Filter the records below down to lines containing "screenshot".

## Given records:

####################

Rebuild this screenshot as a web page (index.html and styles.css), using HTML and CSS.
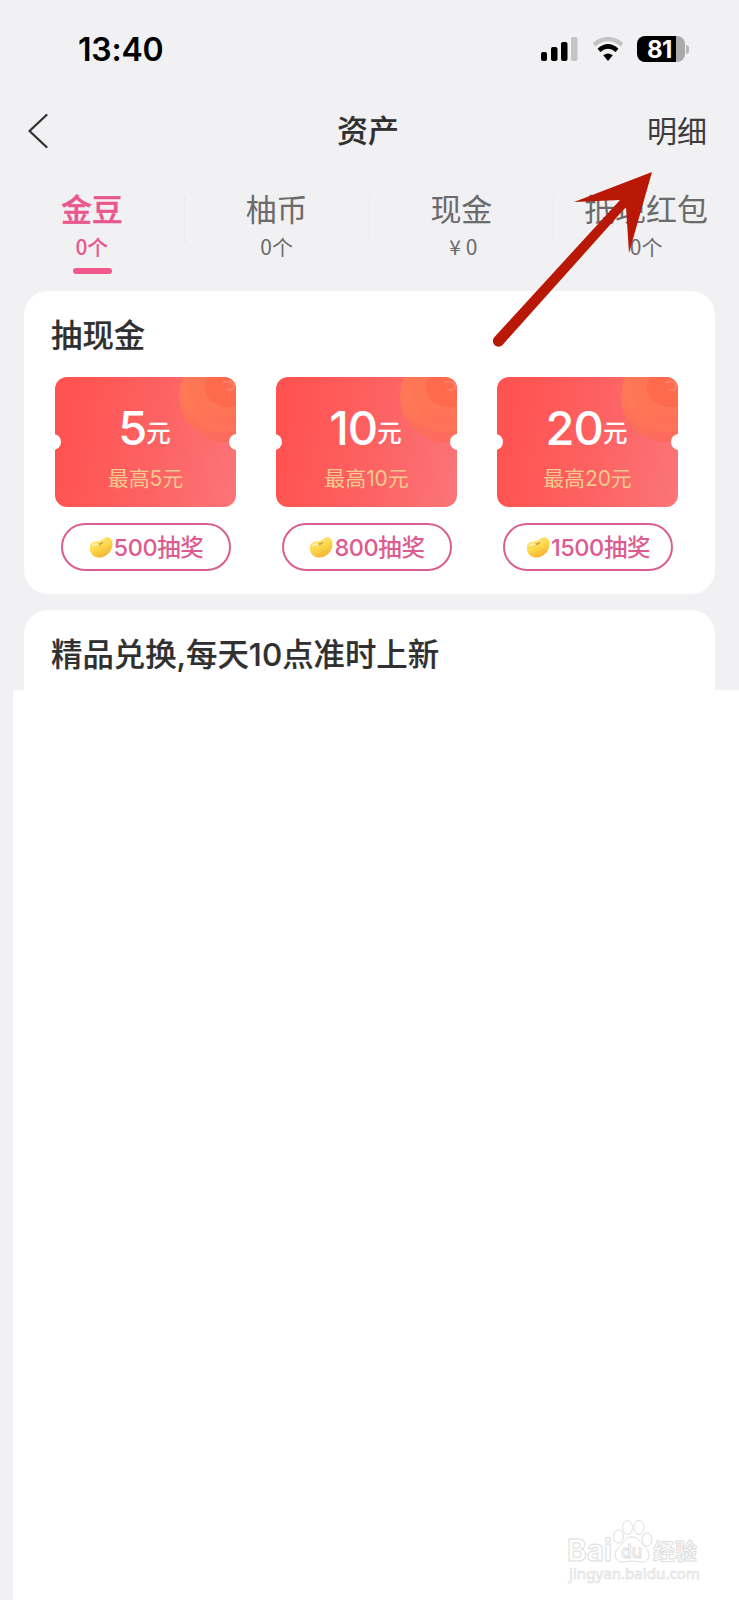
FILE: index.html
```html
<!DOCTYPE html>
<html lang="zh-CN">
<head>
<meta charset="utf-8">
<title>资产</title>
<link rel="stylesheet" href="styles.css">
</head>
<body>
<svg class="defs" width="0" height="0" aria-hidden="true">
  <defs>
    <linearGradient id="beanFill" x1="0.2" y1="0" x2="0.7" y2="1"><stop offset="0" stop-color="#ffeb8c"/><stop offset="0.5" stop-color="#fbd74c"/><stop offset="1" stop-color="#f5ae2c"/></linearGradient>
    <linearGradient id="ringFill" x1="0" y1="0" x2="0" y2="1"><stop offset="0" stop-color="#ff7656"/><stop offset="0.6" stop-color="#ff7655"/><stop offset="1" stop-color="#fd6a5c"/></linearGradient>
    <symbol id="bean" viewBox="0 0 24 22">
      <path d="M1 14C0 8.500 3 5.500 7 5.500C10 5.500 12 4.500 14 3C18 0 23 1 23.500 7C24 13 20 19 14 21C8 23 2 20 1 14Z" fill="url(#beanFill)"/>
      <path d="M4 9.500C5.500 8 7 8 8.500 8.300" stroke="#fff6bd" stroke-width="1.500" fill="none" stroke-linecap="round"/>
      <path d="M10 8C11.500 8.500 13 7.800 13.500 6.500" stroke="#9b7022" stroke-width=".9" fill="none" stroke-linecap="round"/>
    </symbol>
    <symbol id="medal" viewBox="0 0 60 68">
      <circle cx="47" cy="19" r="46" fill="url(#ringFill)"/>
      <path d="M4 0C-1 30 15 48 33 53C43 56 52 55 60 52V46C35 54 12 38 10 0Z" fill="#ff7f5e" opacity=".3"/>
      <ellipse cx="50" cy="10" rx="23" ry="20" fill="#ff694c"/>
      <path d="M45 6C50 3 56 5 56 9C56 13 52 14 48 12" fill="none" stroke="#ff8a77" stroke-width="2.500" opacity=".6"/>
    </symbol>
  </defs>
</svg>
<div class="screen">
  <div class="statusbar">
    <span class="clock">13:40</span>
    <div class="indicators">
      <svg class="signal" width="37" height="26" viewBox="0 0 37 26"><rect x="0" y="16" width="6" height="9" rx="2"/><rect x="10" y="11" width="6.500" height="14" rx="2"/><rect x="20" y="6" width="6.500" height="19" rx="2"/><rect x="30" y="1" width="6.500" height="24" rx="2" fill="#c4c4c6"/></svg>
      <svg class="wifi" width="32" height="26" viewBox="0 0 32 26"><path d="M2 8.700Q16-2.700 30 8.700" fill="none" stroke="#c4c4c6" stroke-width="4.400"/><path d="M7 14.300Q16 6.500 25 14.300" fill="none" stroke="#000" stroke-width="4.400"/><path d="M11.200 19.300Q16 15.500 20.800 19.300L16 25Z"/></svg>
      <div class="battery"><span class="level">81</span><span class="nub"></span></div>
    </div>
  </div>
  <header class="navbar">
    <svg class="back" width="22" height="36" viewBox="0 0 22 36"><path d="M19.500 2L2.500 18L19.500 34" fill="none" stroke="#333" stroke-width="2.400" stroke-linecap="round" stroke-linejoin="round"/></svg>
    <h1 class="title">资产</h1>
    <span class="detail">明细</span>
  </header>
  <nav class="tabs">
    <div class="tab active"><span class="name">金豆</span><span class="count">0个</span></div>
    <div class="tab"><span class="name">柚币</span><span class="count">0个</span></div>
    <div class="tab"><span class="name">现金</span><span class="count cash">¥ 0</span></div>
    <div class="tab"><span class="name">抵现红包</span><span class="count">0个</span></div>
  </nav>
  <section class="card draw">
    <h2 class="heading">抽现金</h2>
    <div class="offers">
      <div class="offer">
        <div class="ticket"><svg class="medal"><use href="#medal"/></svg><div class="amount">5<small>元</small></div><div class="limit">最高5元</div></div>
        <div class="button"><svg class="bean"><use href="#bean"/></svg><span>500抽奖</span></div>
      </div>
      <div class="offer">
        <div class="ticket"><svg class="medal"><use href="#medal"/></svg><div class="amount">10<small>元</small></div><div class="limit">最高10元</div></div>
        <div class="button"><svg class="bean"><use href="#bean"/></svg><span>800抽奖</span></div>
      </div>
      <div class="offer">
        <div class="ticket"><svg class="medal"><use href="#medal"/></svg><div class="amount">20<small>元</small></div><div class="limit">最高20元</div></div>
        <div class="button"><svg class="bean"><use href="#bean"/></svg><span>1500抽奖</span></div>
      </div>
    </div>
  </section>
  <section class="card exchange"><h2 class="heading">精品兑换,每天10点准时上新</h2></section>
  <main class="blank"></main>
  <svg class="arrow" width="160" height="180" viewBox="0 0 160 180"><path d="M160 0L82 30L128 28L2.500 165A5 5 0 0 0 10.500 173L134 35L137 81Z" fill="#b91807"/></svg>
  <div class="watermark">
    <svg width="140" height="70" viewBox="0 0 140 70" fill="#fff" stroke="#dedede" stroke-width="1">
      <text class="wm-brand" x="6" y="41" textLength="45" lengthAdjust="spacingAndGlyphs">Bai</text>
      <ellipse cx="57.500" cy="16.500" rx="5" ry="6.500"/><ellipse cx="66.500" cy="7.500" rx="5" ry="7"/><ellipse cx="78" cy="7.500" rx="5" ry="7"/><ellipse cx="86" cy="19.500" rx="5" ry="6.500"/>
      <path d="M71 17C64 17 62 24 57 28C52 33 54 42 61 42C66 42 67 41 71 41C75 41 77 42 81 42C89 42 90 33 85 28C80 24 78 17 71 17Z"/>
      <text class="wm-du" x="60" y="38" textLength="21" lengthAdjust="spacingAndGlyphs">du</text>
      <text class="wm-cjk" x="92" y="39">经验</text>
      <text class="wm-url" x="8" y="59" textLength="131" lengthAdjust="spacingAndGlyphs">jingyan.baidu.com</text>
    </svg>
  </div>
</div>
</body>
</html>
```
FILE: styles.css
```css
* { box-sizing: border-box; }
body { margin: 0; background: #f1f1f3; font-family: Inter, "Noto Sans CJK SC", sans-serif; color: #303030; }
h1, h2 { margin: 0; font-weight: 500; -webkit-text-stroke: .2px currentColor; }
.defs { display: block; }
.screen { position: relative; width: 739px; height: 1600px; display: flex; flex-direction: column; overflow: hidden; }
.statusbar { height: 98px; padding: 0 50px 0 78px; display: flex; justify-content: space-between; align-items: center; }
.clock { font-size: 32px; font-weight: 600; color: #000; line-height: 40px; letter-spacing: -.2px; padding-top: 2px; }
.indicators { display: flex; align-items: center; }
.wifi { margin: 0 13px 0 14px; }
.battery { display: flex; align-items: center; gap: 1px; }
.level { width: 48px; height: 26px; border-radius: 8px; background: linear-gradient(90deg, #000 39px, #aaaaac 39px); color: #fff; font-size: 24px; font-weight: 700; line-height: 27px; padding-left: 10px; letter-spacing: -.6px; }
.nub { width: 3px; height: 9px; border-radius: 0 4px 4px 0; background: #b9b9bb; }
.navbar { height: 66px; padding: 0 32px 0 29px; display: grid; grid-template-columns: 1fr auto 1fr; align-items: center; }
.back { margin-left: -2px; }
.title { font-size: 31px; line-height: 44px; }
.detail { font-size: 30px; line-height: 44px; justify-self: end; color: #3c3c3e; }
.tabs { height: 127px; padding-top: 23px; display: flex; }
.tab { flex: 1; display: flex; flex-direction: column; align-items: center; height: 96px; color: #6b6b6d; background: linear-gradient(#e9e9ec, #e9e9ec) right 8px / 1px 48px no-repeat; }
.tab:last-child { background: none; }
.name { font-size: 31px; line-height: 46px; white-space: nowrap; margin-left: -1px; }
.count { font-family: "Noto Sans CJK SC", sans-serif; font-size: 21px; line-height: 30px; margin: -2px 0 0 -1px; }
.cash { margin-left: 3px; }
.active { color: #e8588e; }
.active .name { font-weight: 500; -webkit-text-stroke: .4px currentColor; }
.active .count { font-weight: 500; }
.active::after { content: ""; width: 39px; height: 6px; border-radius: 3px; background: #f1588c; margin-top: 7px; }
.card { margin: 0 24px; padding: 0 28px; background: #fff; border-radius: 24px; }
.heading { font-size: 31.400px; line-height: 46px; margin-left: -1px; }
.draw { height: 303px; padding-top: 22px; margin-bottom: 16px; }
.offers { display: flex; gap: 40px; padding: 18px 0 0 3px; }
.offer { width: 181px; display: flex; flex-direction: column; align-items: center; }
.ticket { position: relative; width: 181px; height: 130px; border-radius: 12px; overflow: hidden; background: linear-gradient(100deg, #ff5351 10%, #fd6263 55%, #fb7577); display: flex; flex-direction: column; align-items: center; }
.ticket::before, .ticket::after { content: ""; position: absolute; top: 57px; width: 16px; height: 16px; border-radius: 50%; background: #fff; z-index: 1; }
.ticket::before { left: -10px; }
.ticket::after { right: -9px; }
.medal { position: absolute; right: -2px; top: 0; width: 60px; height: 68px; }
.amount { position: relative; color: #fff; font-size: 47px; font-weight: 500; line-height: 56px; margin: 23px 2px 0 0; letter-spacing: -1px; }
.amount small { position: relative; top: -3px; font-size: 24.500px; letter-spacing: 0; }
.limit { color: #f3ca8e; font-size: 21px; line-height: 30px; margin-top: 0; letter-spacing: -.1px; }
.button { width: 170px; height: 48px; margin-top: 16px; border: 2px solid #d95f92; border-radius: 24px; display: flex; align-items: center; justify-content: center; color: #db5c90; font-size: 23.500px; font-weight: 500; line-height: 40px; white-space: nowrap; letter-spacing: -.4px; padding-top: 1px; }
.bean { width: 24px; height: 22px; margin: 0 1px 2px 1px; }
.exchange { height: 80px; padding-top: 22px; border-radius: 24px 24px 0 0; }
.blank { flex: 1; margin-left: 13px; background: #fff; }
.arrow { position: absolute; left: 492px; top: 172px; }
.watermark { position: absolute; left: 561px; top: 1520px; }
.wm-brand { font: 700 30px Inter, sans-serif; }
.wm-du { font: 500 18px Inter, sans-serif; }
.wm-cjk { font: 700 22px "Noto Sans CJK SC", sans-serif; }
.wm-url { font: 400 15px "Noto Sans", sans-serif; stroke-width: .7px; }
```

####################

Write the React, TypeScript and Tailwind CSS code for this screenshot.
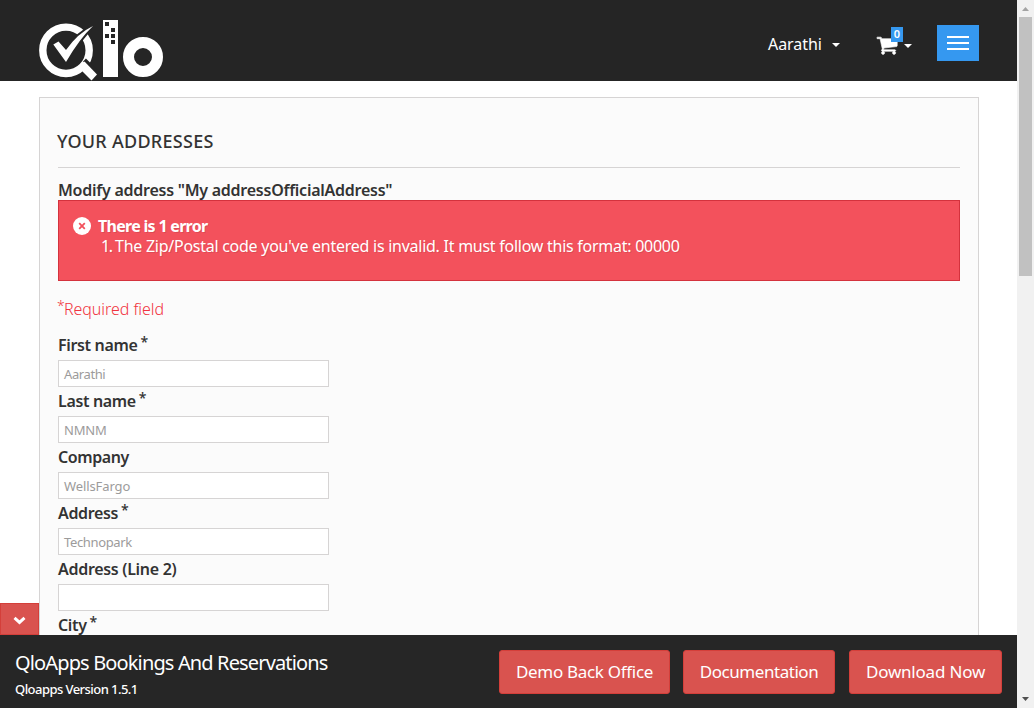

####################

## Output for this task:
Rebuild this screenshot as a web page (index.html and styles.css), using HTML and CSS.
Write the React, TypeScript and Tailwind CSS code for this screenshot.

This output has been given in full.